# Seizures in cocker spaniel



## ThreeDogs94 (Apr 26, 2009)

My dog is six and started having seizures about a year ago. The vet doesn't seem concerned. He has had about five of them and he seems to just sort of flail around and drool and I hold hiim. The vet does not recommend medication. 

When I was growing up I had a wire-hair terrior who had seizures too. He lived to be fourteen.

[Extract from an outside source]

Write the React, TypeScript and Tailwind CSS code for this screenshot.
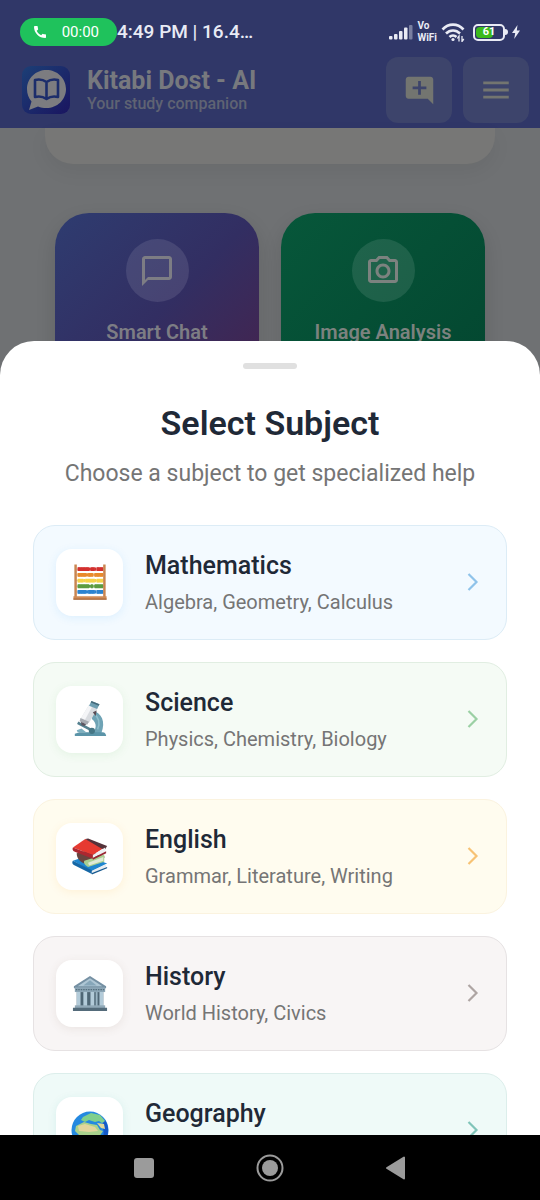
import React, { useState } from 'react';
import { MdAddComment, MdMenu, MdOutlineCameraAlt, MdChatBubbleOutline, MdCall } from 'react-icons/md';

interface Subject {
  id: string;
  name: string;
  topics?: string;
  icon: React.FC;
  card: string;
  tile: string;
  arrow: string;
}

const AbacusIcon = () => {
  const rows = ['#d3302f', '#e98a2b', '#f6d34a', '#5d9c41', '#2b83d0'];
  return (
    <svg viewBox="0 0 38 40" className="w-9 h-[38px]" aria-hidden="true">
      {rows.map((c, i) => (
        <g key={c}>
          <path d={`M4 ${6.5 + i * 6}H34`} stroke="#c9b9a5" strokeWidth="0.8" />
          <path
            d={`M6 ${6.5 + i * 6}H${18 - (i % 3) * 3}M${20 - (i % 3) * 3} ${6.5 + i * 6}H${24 - (i % 2) * 2}M${26 - (i % 2) * 2} ${6.5 + i * 6}H33`}
            stroke={c}
            strokeWidth="4"
          />
          <path d={`M6 ${6.5 + i * 6}H33`} stroke={c} strokeWidth="3.4" strokeDasharray="2.4 0.5" />
        </g>
      ))}
      <path d="M3.8 1.5V36M34.2 1.5V36" stroke="#c98550" strokeWidth="2.6" />
      <path d="M1.5 35H36.5V38.5H1.5Z" fill="#cf8b56" />
      <path d="M1.5 37.5H36.5V38.8H1.5Z" fill="#a9683b" />
    </svg>
  );
};

const MicroscopeIcon = () => (
  <svg viewBox="0 0 38 40" className="w-9 h-[38px]" aria-hidden="true">
    <path d="M22 11C31 14 36 22 31 35H20C26 32 27 25 21 20Z" fill="#6fa3b5" />
    <path d="M23 14C28 18 30 24 27 31" stroke="#8fbfcd" strokeWidth="1.6" fill="none" />
    <path d="M3 38V35.5L8 34H32C35 34 36 36 36 38Z" fill="#5b94a8" />
    <path d="M5 32L10 30L15 34H6Z" fill="#7db0c0" />
    <path d="M6 24L19 31" stroke="#54808f" strokeWidth="2.8" />
    <circle cx="21" cy="32.5" r="3.3" fill="#457685" />
    <path d="M18 5L27 9L18 24L9 20Z" fill="#d9dce0" />
    <path d="M18 5L21.5 6.5L13 22L9 20Z" fill="#f4f5f7" />
    <path d="M9 19L18 23L16 26L8 22.5Z" fill="#a6aab0" />
    <path d="M9.5 23L15 25.5L13 27.5L10 26.5Z" fill="#5b5560" />
    <path d="M20.5 1L29 4.5L26.5 9.5L18 6Z" fill="#6f9fb2" />
    <path d="M20.5 1L29 4.5L28.3 6L19.8 2.6Z" fill="#466b7b" />
    <path d="M22 13L26 11L25 17Z" fill="#5b4d55" />
  </svg>
);

const BooksIcon = () => (
  <svg viewBox="0 0 40 40" className="w-[38px] h-[38px]" aria-hidden="true">
    <path d="M2 25L17 20L38 28L22 36Z" fill="#1f86cf" />
    <path d="M2 25L22 35L22 39L3 29.5C1 28.500 1 26 2 25Z" fill="#1567a6" />
    <path d="M22 35.500L37 28.500V32L22 38Z" fill="#e9eef2" />
    <path d="M22 38L38 31.500V33L22 39.500Z" fill="#16598f" />
    <path d="M6 17L18 14L36 21L18 29C9 27 6 22 6 17Z" fill="#6a443e" />
    <path d="M14 25L35 18.500V26L18 31.500C14.500 30 13 27 14 25Z" fill="#a9cf91" />
    <path d="M18 27L34 21V25L19 30Z" fill="#dfead6" />
    <path d="M2 11L15 2L37 10L23 19Z" fill="#e63a31" />
    <path d="M15 2L18 1.500L38 9.500L36 13L32 12Z" fill="#54323a" />
    <path d="M2 11L23 19V23L4 15.500C1.500 14.500 1.200 12.500 2 11Z" fill="#ad2730" />
    <path d="M23 19L36 11V15.500L23 22Z" fill="#eef0f2" />
    <path d="M23 22L37 15V17L23 24Z" fill="#982632" />
  </svg>
);

const MuseumIcon = () => (
  <svg viewBox="0 0 38 40" className="w-9 h-[38px]" aria-hidden="true">
    <path d="M19 2L36 13V15H2V13Z" fill="#7590a3" />
    <path d="M19 4.500L32 13H6Z" fill="#aec6d4" />
    <path d="M19 6.500L26 12H12Z" fill="#86a6b9" />
    <path d="M3 14H35V19H3Z" fill="#8ba5b5" />
    <path d="M4 16.500H34" stroke="#546e7d" strokeWidth="1.4" strokeDasharray="1.6 1" />
    <path d="M5 19H33V34H5Z" fill="#4e6675" />
    <path d="M5 19H9V34H5ZM12 19H16V34H12ZM19.500 19H23.500V34H19.500ZM29 19H33V34H29Z" fill="#b3cbd9" />
    <path d="M25 19H27V34H25Z" fill="#9bb5c4" />
    <path d="M3 33H35V36H3Z" fill="#91a9b8" />
    <path d="M1 35.500H37V39H1Z" fill="#546b7a" />
  </svg>
);

const GlobeIcon = () => (
  <svg viewBox="0 0 38 38" className="w-[38px] h-[38px]" aria-hidden="true">
    <circle cx="19" cy="19" r="18.500" fill="#2489e0" />
    <path d="M34 9A18.500 18.500 0 0 1 24 37C31 32 35 24 31 14Z" fill="#1559c8" />
    <path d="M12 6L20 2L29 4L34 10L31 12L28 10L24 11L18 9L14 11L10 9Z" fill="#7fcf8c" />
    <path d="M5 15L13 11L20 13L26 14L29 19L32 20L28 26L25 33L20 35L17 26L8 24L4 20Z" fill="#a9d28c" />
    <path d="M7 15L14 13L24 16L27 20L18 21L8 20Z" fill="#e2d59c" />
    <path d="M26 12L33 13L34 18L30 17Z" fill="#dfd79b" />
  </svg>
);

const subjects: Subject[] = [
  { id: 'math', name: 'Mathematics', topics: 'Algebra, Geometry, Calculus', icon: AbacusIcon, card: 'bg-[#f3faff] border-[#dcecf6]', tile: 'shadow-[0_2px_10px_rgba(33,150,243,0.1)]', arrow: 'text-[#8fc3ea]' },
  { id: 'science', name: 'Science', topics: 'Physics, Chemistry, Biology', icon: MicroscopeIcon, card: 'bg-[#f5fbf5] border-[#e1eee2]', tile: 'shadow-[0_2px_10px_rgba(76,175,80,0.1)]', arrow: 'text-[#9bd0a4]' },
  { id: 'english', name: 'English', topics: 'Grammar, Literature, Writing', icon: BooksIcon, card: 'bg-[#fffcef] border-[#fbf3df]', tile: 'shadow-[0_2px_10px_rgba(255,152,0,0.1)]', arrow: 'text-[#f7c274]' },
  { id: 'history', name: 'History', topics: 'World History, Civics', icon: MuseumIcon, card: 'bg-[#f8f5f5] border-[#e6e2e3]', tile: 'shadow-[0_2px_10px_rgba(121,85,72,0.1)]', arrow: 'text-[#aea5a3]' },
  { id: 'geography', name: 'Geography', icon: GlobeIcon, card: 'bg-[#effaf8] border-[#dceeeb]', tile: 'shadow-[0_2px_10px_rgba(0,150,136,0.1)]', arrow: 'text-[#80c4b9]' },
];

const StatusBar = () => (
  <div className="flex items-center justify-between pl-5 pr-5 h-8 text-[#e9ebf5]">
    <div className="flex items-center">
      <div className="flex items-center justify-between w-[97px] h-7 pl-3 pr-[18px] rounded-full bg-[#1fc25c] text-white">
        <MdCall className="w-4 h-4" />
        <span className="text-[15px]">00:00</span>
      </div>
      <span className="text-[19px] font-medium whitespace-nowrap">4:49 PM | 16.4…</span>
    </div>
    <div className="flex items-center gap-1">
      <svg viewBox="0 0 24 16" className="w-6 h-4" fill="currentColor" aria-hidden="true">
        <rect x="0" y="12" width="3.500" height="3.500" rx="1" />
        <rect x="5" y="10" width="3.500" height="5.500" rx="1" />
        <rect x="10" y="7" width="3.500" height="8.500" rx="1" />
        <rect x="15" y="3.500" width="3.500" height="12" rx="1" />
        <rect x="20" y="1" width="3.500" height="14.500" rx="1" opacity="0.4" />
      </svg>
      <div className="flex flex-col text-[10px] leading-3 font-bold">
        <span>Vo</span>
        <span>WiFi</span>
      </div>
      <svg viewBox="0 0 24 20" className="w-6 h-5" fill="none" stroke="currentColor" strokeWidth="2.600" aria-hidden="true">
        <path d="M1.500 7.500C7.500 1 16.500 1 22.500 7.500" />
        <path d="M5 11.500C9 7.500 15 7.500 19 11.500" />
        <path d="M8.500 15C10.500 13 13.500 13 15.500 15" />
        <circle cx="12" cy="17.500" r="1.600" fill="currentColor" stroke="none" />
        <path d="M18 19.500V14L16.300 16.500M21 14V19.500L22.800 17" strokeWidth="1.300" />
      </svg>
      <div className="flex items-center ml-1">
        <div className="relative flex items-center justify-center w-8 h-[17px] rounded-[5px] border-2 border-current p-0.5">
          <div className="absolute left-px top-px bottom-px w-[17px] rounded-sm bg-[#3cba1c]" />
          <span className="relative text-[11px] leading-3 font-bold text-white">61</span>
        </div>
        <div className="w-[3px] h-1.5 rounded-r-sm bg-current" />
      </div>
      <svg viewBox="0 0 8 14" className="w-2 h-3.5" fill="currentColor" aria-hidden="true">
        <path d="M5.500 0L0 8H3.200L2.200 14L8 5.500H4.800Z" />
      </svg>
    </div>
  </div>
);

const AppLogo = () => (
  <svg viewBox="0 0 48 48" className="w-12 h-12 shrink-0" aria-hidden="true">
    <defs>
      <linearGradient id="logo" x1="0" y1="0" x2="1" y2="1">
        <stop offset="0" stopColor="#1c3f76" />
        <stop offset="1" stopColor="#1a1560" />
      </linearGradient>
    </defs>
    <rect width="48" height="48" rx="9" fill="url(#logo)" />
    <path d="M24.500 4C35 4 44 12 44 23C44 34 35 42 24.500 42C21.500 42 18.500 41.500 16 40.500L7 44L9.500 35.500C6.500 32 5 28 5 23C5 12 14 4 24.500 4Z" fill="#7c7c80" />
    <path d="M24.500 16C21 13.500 17 13 13 14V31C17 30 21 30.500 24.500 33C28 30.500 32 30 36 31V14C32 13 28 13.500 24.500 16ZM24.500 16V33" fill="none" stroke="#1c2d6b" strokeWidth="2.600" strokeLinejoin="round" />
  </svg>
);

const AppHeader = () => (
  <header className="bg-[#303768] pt-4 pb-[5px]">
    <StatusBar />
    <div className="flex items-center pl-[22px] pr-[11px] pt-[9px]">
      <AppLogo />
      <div className="flex-1 pl-[17px] pt-0.5">
        <h1 className="text-[25px] leading-[26px] font-bold text-[#77797e]">Kitabi Dost - AI</h1>
        <p className="text-base leading-5 font-medium text-[#5f6373]">Your study companion</p>
      </div>
      <div className="flex gap-[11px]">
        <button aria-label="New chat" className="flex items-center justify-center w-[66px] h-[66px] rounded-xl bg-[#3d446b] text-[#737570]">
          <MdAddComment className="w-[33px] h-[33px]" />
        </button>
        <button aria-label="Menu" className="flex items-center justify-center w-[66px] h-[66px] rounded-xl bg-[#3d446b] text-[#737570]">
          <MdMenu className="w-[34px] h-[34px]" />
        </button>
      </div>
    </div>
  </header>
);

const HomePage = () => (
  <main className="flex-1 bg-[#6f7173]">
    <div className="mx-[45px] h-9 rounded-b-[28px] bg-[#777776] shadow-[0_8px_20px_rgba(0,0,0,0.05)]" />
    <div className="grid grid-cols-2 gap-[22px] px-[55px] pt-[49px]">
      <button className="flex flex-col items-center h-[204px] pt-[26px] rounded-[34px] bg-linear-135 from-[#2e3c70] via-[#322e62] to-[#46204a] shadow-[0_8px_20px_rgba(0,0,0,0.12)]">
        <span className="flex items-center justify-center w-[63px] h-[63px] rounded-full bg-white/10 text-[#7d7d84]">
          <MdChatBubbleOutline className="w-9 h-9" />
        </span>
        <span className="mt-4 text-xl leading-7 font-semibold text-[#7d7d84]">Smart Chat</span>
      </button>
      <button className="flex flex-col items-center h-[204px] pt-[26px] rounded-[34px] bg-linear-135 from-[#07573a] to-[#03452f] shadow-[0_8px_20px_rgba(0,0,0,0.12)]">
        <span className="flex items-center justify-center w-[63px] h-[63px] rounded-full bg-white/10 text-[#7c827f]">
          <MdOutlineCameraAlt className="w-9 h-9" />
        </span>
        <span className="mt-4 text-xl leading-7 font-semibold text-[#7c827f]">Image Analysis</span>
      </button>
    </div>
  </main>
);

interface SubjectCardProps {
  subject: Subject;
  onSelect: (id: string) => void;
}

const SubjectCard: React.FC<SubjectCardProps> = ({ subject, onSelect }) => (
  <button
    onClick={() => onSelect(subject.id)}
    className={`flex items-center w-full px-[22px] py-[23px] rounded-[22px] border text-left ${subject.card}`}
  >
    <span className={`flex items-center justify-center w-[67px] h-[67px] shrink-0 rounded-2xl bg-white ${subject.tile}`}>
      <subject.icon />
    </span>
    <span className="flex flex-col flex-1 self-start pl-[22px]">
      <span className="text-[25px] leading-[34px] font-medium text-[#1f2937]">{subject.name}</span>
      {subject.topics && <span className="mt-1.5 text-xl leading-[27px] text-[#757575]">{subject.topics}</span>}
    </span>
    <svg viewBox="0 0 22 22" className={`w-[22px] h-[22px] shrink-0 ${subject.arrow}`} fill="none" stroke="currentColor" strokeWidth="2.200" aria-hidden="true">
      <path d="M6.500 3L14.500 11L6.500 19" />
    </svg>
  </button>
);

const SubjectSheet: React.FC<{ onSelect: (id: string) => void }> = ({ onSelect }) => (
  <section
    role="dialog"
    aria-labelledby="sheet-title"
    className="absolute inset-x-0 bottom-0 h-[70%] flex flex-col rounded-t-[34px] bg-white overflow-hidden"
  >
    <div className="self-center mt-[22px] w-[54px] h-1.5 shrink-0 rounded-full bg-[#e0e0e0]" />
    <h2 id="sheet-title" className="mt-[34px] text-center text-[34px] leading-10 font-semibold text-[#1f2937]">Select Subject</h2>
    <p className="mt-4 text-center text-[23px] leading-[30px] text-[#757575]">Choose a subject to get specialized help</p>
    <div className="flex-1 min-h-0 mt-9 px-[33px] overflow-hidden">
      <div className="flex flex-col gap-[22px]">
        {subjects.map((s) => (
          <SubjectCard key={s.id} subject={s} onSelect={onSelect} />
        ))}
      </div>
    </div>
  </section>
);

const NavBar = () => (
  <nav className="flex items-center justify-center gap-[98px] h-[65px] shrink-0 bg-black text-[#9b9b9b]">
    <button aria-label="Recent apps">
      <svg viewBox="0 0 28 28" className="w-7 h-7" fill="currentColor"><rect x="4" y="4" width="20" height="20" rx="3" /></svg>
    </button>
    <button aria-label="Home">
      <svg viewBox="0 0 28 28" className="w-7 h-7" fill="currentColor">
        <circle cx="14" cy="14" r="12.500" fill="none" stroke="currentColor" strokeWidth="2" />
        <circle cx="14" cy="14" r="8" />
      </svg>
    </button>
    <button aria-label="Back">
      <svg viewBox="0 0 28 28" className="w-7 h-7" fill="currentColor" stroke="currentColor" strokeWidth="2" strokeLinejoin="round"><path d="M5 14L22 3.500V24.500Z" /></svg>
    </button>
  </nav>
);

export default function App() {
  const [, setSelected] = useState<string | null>(null);

  return (
    <div className="flex flex-col h-screen overflow-hidden font-[Roboto,sans-serif]">
      <div className="relative flex flex-col flex-1 min-h-0 overflow-hidden">
        <AppHeader />
        <HomePage />
        <SubjectSheet onSelect={setSelected} />
      </div>
      <NavBar />
    </div>
  );
}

What do you guys think? Should I ask for some tests.


----------



## Kathyy (Jun 15, 2008)

My spaniel mix had about 6 seizures between age 2-3 years of age. Then he had 2 in the same month when he was 4 years old. None since and he is 9 years old now. I didn't put him on medication or have testing done because he seized only every couple months. He was so nervous I think he put himself into seizures and has calmed down somewhat since then.


----------



## ThreeDogs94 (Apr 26, 2009)

Thanks for answering. My dog is nervous too. I don't want to put him on meds.


----------



## heidiann (Feb 3, 2008)

Generally vets don't recommend medications unless the dog has had multiple seizures within a 24 hour period (or clusters), or multiple seizures within a 30 day time frame. 

We waited until after Topaz had 5 seizures (3 in one month) to start giving him medication. He was also 2 at the time. 

He's on both Phenobarbitol and Potassium Bromide and we have pretty good control over his seizures. We changed his diet as well, from kibble to raw to rule out food as a trigger for the seizures. 

The tests that you could get done are Thyroid 6 panel and neurological testing, but they can be expensive. 

You could take the dog to a different vet to get another opinion, esp if he has any more seizures. We ended up switching vets because the first vet we went wanted to put him on meds right away and I wanted to wait and see. Some dogs have one seizure and then never have them again!


----------